- Directed by: Yuvin
- Written by: Yuvin
- Produced by: Team Trivarga
- Starring: Chandan Achar; Lasya Nagaraj;
- Cinematography: Uday Leela
- Edited by: Madhu Thumbakere
- Music by: Prajoth D'sa
- Distributed by: Studio 18
- Release date: 5 February 2021;
- Running time: 110 minutes
- Country: India
- Language: Kannada

= Mangalavara Rajaadina =

Indian Kannada-language romantic comedy film

Mangalavara Rajaadina is a 2021 Indian Kannada-language Romantic comedy film written and directed by Yuvin.
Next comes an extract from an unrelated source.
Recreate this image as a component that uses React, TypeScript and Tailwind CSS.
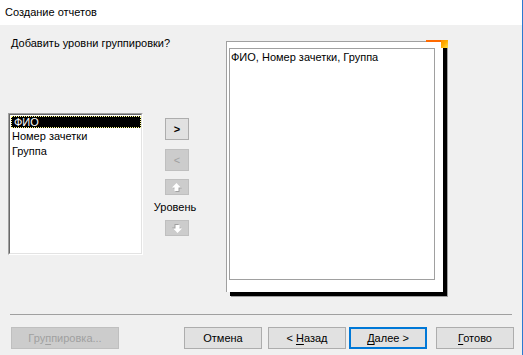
import React from "react";

const font = { fontFamily: '"Liberation Sans", Arial, sans-serif' };

function UpArrow({ down = false }: { down?: boolean }) {
  const pts = "4.5,0 9,4.5 6.5,4.5 6.5,8 2.5,8 2.5,4.5 0,4.5";
  return (
    <svg width="10" height="9" viewBox="0 0 10 9" className={down ? "rotate-180" : ""}>
      <polygon points={pts} transform="translate(1,1)" fill="#a0a0a0" />
      <polygon points={pts} fill="#ffffff" />
    </svg>
  );
}

function WizButton({
  label,
  under,
  disabled,
  focused,
  className = "",
}: {
  label: string;
  under?: number;
  disabled?: boolean;
  focused?: boolean;
  className?: string;
}) {
  const text =
    under === undefined ? (
      label
    ) : (
      <>
        {label.slice(0, under)}
        <span className="underline underline-offset-2">{label[under]}</span>
        {label.slice(under + 1)}
      </>
    );
  return (
    <button
      type="button"
      className={
        "flex h-[22px] items-center justify-center text-[11px] " +
        (disabled
          ? "border border-[#bfbfbf] bg-[#cccccc] text-[#a0a0a0] "
          : focused
            ? "border-2 border-[#0078d7] bg-[#e1e1e1] text-black "
            : "border border-[#adadad] bg-[#e1e1e1] text-black ") +
        className
      }
    >
      <span className="whitespace-pre">{text}</span>
    </button>
  );
}

export default function App() {
  return (
    <div
      className="flex h-[355px] w-[523px] flex-col overflow-hidden border-r border-[#2b79d0] bg-[#f0f0f0] text-[11px] text-black"
      style={font}
    >
      {/* заголовок окна */}
      <div className="flex h-[25px] shrink-0 items-center bg-white pl-[5px] text-[11px]">Создание отчетов</div>

      <div className="flex h-[289px] shrink-0">
        <div className="ml-[8px] flex flex-col">
          <div className="ml-[3px] mt-[11px] leading-[14px]">Добавить уровни группировки?</div>
          <div className="mt-[63px] flex">
            <div className="h-[142px] w-[135px] border border-[#a0a0a0] border-b-white border-r-white">
              <div className="h-full w-full border border-[#696969] border-b-[#e3e3e3] border-r-[#e3e3e3] bg-white pt-px">
                <div className="ml-px h-[12px] border border-dotted border-[#ffff90] bg-black pl-[2px] leading-[10px] text-white">
                  ФИО
                </div>
                <div className="mt-[1px] h-[15px] pl-[2px] leading-[15px]">Номер зачетки</div>
                <div className="h-[15px] pl-[2px] leading-[15px]">Группа</div>
              </div>
            </div>
            <div className="ml-[9px] flex w-[46px] flex-col">
              <WizButton label=">" className="ml-[13px] mt-[5px] h-[21px] w-[24px] font-bold" />
              <WizButton label="<" disabled className="ml-[13px] mt-[9px] h-[20px] w-[24px]" />
              <button
                type="button"
                className="ml-[13px] mt-[8px] flex h-[16px] w-[24px] items-center justify-center border border-[#bfbfbf] bg-[#cccccc]"
              >
                <UpArrow />
              </button>
              <div className="mt-[5px] text-center leading-[14px]">Уровень</div>
              <button
                type="button"
                className="ml-[13px] mt-[6px] flex h-[16px] w-[24px] items-center justify-center border border-[#bfbfbf] bg-[#cccccc]"
              >
                <UpArrow down />
              </button>
            </div>
          </div>
        </div>

        {/* образец отчета */}
        <div className="relative ml-[28px] mt-[16px] h-[251px] w-[217px] border-l border-t border-[#a0a0a0] bg-white pl-[2px] pt-[6px] shadow-[4px_4px_0_0_#000,5px_5px_0_0_#a0a0a0]">
          <div className="h-[232px] w-[206px] border border-[#a0a0a0] bg-white pl-px pt-px leading-[14px]">
            ФИО, Номер зачетки, Группа
          </div>
          <div className="absolute right-[-1px] top-[-2px] h-[2px] w-[18px] bg-[#ff6a00]" />
          <div className="absolute right-[-5px] top-[-2px] h-[8px] w-[7px] bg-gradient-to-br from-[#ff8c00] via-[#ffb000] to-[#ffe040]" />
        </div>
      </div>

      <div className="mx-[10px] h-px bg-[#a0a0a0]" />

      <div className="mt-[12px] flex">
        <WizButton label="Группировка..." under={3} disabled className="ml-[11px] w-[108px]" />
        <WizButton label="Отмена" className="ml-[65px] w-[78px]" />
        <WizButton label="< Назад" under={2} className="ml-[6px] w-[78px]" />
        <WizButton label="Далее >" under={0} focused className="ml-[3px] w-[78px]" />
        <WizButton label="Готово" under={0} className="ml-[9px] w-[78px]" />
      </div>
    </div>
  );
}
Produced by Team Trivarga and distributed by Studio 18 Starring Chandan Achar and Lasya Nagaraj, with a music score by Prajoth D'sa and background score by Ritvik Muralidhar.

==Plot==
Kumara is a barber, A School dropout who works with his father salon to carry on the family business.
Their lower-middle-class existence is filled with loans and ideals. But Kumara one wish in life is to style the hair of superstar Kannada actor Kichcha Sudeepa.
Kumara's friends and Abhi introduce him to Martin Luther who climes to be a close associate of Kannada superstar Sudeep and promises to help him fulfill his fanboy dream.
Kumara shares his family story and friendship with Seetal and Abhi. Kumar's father was ill and Sudeep comes and save him at the end makes the story.

==Cast==
- Chandan Achar as Kumara
- Lasya Nagaraj as Seetal
- Gopalkrishnan Deshpande as Madeva
- Rajnikanth as Abhi
- Jahangir as Martin Luther
- Sudeepa as Himself

== Music ==

Prajoth D'sa composed the title song, "Mangalavara Rajaadina". Background score was programmed by Rithvik muralidhar.

Track list
| No. | Title | Lyrics | Singer(s) | Length |
|---|---|---|---|---|
| 1. | "Mangalavara Rajaadina" | Yogaraj Bhat | Vijay Prakash | 3:47 |
| 2. | "Koole" | Yuvin, Uday Leela | Naveen Sajju | 2:51 |
| 3. | "Neene Guru" | Ghouse Peer | Puneeth Rajkumar | 3:40 |

==Reception==

Reviewing Mangalavara Rajaadina for The Times of India, Sunayana Suresh gives two and a half out of five stars and stats Mangalavara Rajaadina is a bittersweet tale that begins on a fabulous note. The story might not reach its full potential, but it still might make a good one-time watch. In his review for thehansindia.com, Nischith N gives two and a half out of five star and states as "Mangalavara Rajaadina’ is nothing out-of-box and still a one-time watch..". For the New Indian Express, A.Sharadhaa gave three stars from five with praise for the screenplay, Sharadhaa commented: " ... Mangalavara Rajaadina paints a vivid picture of a middle-class family and a commoner's dreams, while also catering to all sections of the audience. ...".